Foreword
IN THIS YEAR’S REVIEW, WE MEET QUERCUS PETRAEA, THE SESSILE OAK, IN CORNWALL’S ATLANTIC RAINFOREST.
These trees can live for a millennium – 300 years growing, 400 years tall, followed by another 300 years decomposing into the soil, nurturing the next cycle of life.
The sessile oak and its surroundings provide a neat contrast to the current hyper-financialised economic order. Henry Maxey examines this fragile ecosystem, and sees markets driven more by flows than fundamentals, and self-reinforcing patterns that tend to extremes. Here there are risks for the unwary, but opportunities for the alert.

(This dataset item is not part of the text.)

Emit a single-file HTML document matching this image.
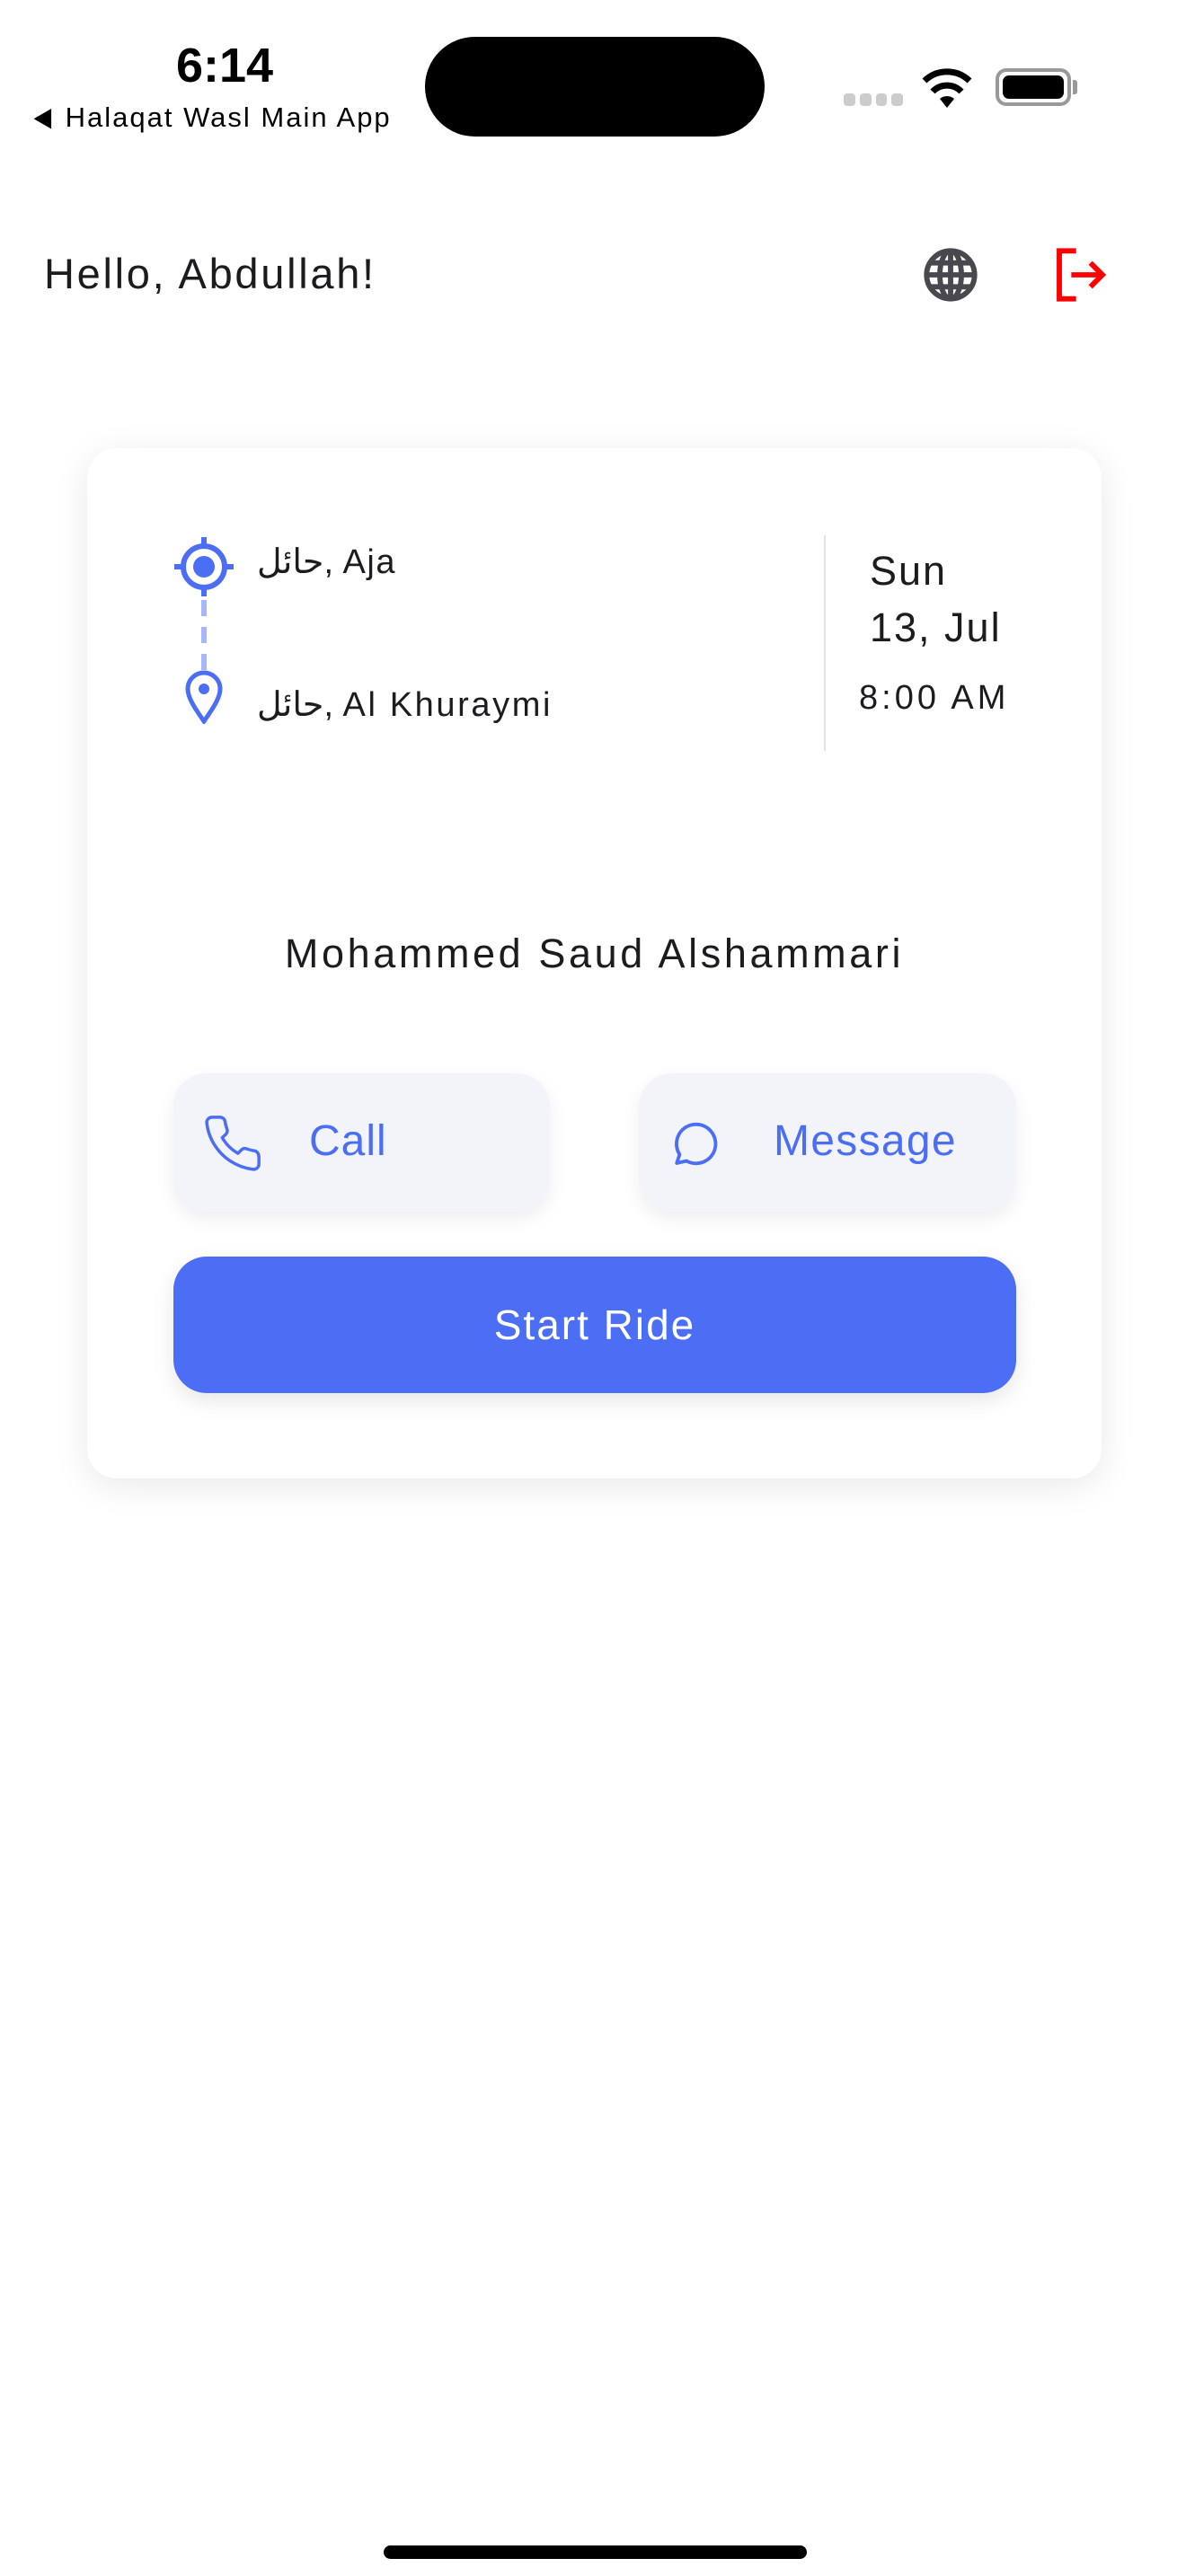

Alexander Chartres looks back to the Industrial and French Revolutions before casting forward to the revolutions underway in energy, robotics and artificial intelligence. Hannah Nairn and Matt Smith bring us lessons on tariffs and currencies from this time last century. While Jonathan Ruffer takes us back to his first investment, in 1967, as he reflects on life as a contrarian investor, and the art of distinguishing between being too early and just being wrong.
What we hope to convey each year with the Ruffer Review is some of the thinking behind our investment decisions. We also aim to showcase some of the team whose collective efforts come together beneath the name that sits over our door.